**Dataset entries**.

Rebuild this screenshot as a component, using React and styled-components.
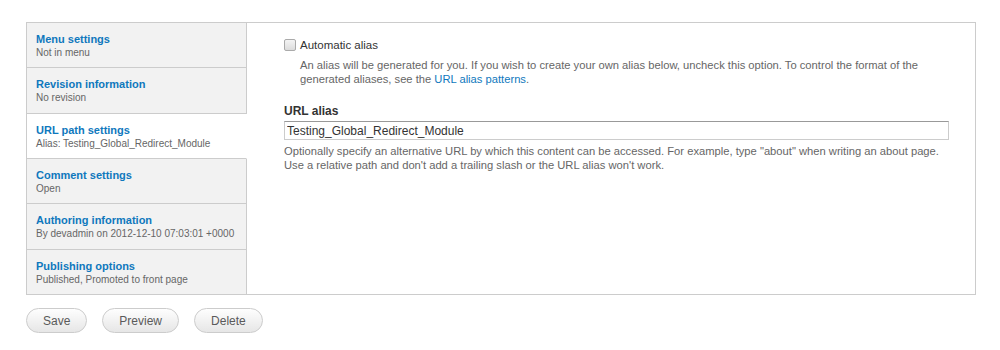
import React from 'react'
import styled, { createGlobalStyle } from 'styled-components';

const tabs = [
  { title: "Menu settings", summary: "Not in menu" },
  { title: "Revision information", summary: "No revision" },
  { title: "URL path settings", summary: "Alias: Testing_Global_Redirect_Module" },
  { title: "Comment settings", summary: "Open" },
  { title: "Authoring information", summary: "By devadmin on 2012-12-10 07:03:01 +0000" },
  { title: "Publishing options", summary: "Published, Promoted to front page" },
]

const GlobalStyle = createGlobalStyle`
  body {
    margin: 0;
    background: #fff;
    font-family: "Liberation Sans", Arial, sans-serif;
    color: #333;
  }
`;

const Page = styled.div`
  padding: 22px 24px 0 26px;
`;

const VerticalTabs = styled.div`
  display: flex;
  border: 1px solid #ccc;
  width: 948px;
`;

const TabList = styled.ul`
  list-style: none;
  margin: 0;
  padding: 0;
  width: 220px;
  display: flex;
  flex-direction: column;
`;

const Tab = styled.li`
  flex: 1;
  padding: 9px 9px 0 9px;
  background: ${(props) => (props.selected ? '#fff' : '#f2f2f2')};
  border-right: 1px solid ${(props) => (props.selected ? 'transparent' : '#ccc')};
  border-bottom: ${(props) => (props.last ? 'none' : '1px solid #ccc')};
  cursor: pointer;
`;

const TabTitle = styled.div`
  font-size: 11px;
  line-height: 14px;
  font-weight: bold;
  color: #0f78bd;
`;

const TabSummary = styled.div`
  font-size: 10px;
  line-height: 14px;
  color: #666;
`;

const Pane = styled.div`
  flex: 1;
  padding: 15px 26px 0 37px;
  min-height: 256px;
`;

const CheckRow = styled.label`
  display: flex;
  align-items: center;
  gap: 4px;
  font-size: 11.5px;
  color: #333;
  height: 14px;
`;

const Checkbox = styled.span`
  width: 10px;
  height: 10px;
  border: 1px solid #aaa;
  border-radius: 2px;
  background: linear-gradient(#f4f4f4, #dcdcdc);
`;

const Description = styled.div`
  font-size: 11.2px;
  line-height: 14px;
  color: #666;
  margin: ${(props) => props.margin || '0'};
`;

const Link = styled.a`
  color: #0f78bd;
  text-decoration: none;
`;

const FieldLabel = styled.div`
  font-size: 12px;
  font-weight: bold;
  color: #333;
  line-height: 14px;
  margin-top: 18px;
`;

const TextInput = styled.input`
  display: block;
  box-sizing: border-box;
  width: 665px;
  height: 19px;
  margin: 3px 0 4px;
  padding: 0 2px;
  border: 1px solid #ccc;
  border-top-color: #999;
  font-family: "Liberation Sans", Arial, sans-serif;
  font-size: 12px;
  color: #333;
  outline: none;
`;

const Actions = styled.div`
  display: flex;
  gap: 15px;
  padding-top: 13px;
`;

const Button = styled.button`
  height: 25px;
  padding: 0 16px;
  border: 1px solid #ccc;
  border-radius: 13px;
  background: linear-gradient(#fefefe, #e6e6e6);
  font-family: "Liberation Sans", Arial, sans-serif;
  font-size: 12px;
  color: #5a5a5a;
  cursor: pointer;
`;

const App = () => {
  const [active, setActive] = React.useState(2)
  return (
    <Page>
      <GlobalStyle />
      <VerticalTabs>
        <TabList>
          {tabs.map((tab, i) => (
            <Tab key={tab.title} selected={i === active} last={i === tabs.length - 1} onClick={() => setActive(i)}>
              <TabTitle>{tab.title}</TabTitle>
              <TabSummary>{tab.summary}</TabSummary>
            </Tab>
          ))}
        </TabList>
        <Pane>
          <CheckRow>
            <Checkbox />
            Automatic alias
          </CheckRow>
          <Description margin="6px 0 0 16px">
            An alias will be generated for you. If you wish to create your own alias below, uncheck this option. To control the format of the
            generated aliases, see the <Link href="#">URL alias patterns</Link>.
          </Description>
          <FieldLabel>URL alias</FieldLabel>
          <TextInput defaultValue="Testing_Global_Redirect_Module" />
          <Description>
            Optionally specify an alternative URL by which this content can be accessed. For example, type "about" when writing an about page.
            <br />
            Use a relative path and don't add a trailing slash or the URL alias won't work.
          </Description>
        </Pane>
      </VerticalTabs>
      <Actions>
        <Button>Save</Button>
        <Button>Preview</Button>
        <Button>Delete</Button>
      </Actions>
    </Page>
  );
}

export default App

==

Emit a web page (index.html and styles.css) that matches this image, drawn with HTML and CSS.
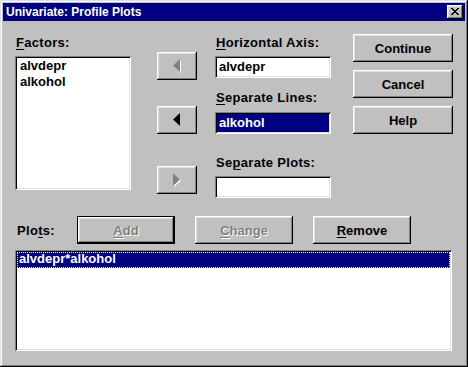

**Work to be completed**. Your answer should be one number: the count of lines in the data above that include the word "React".

**Written reply**. 3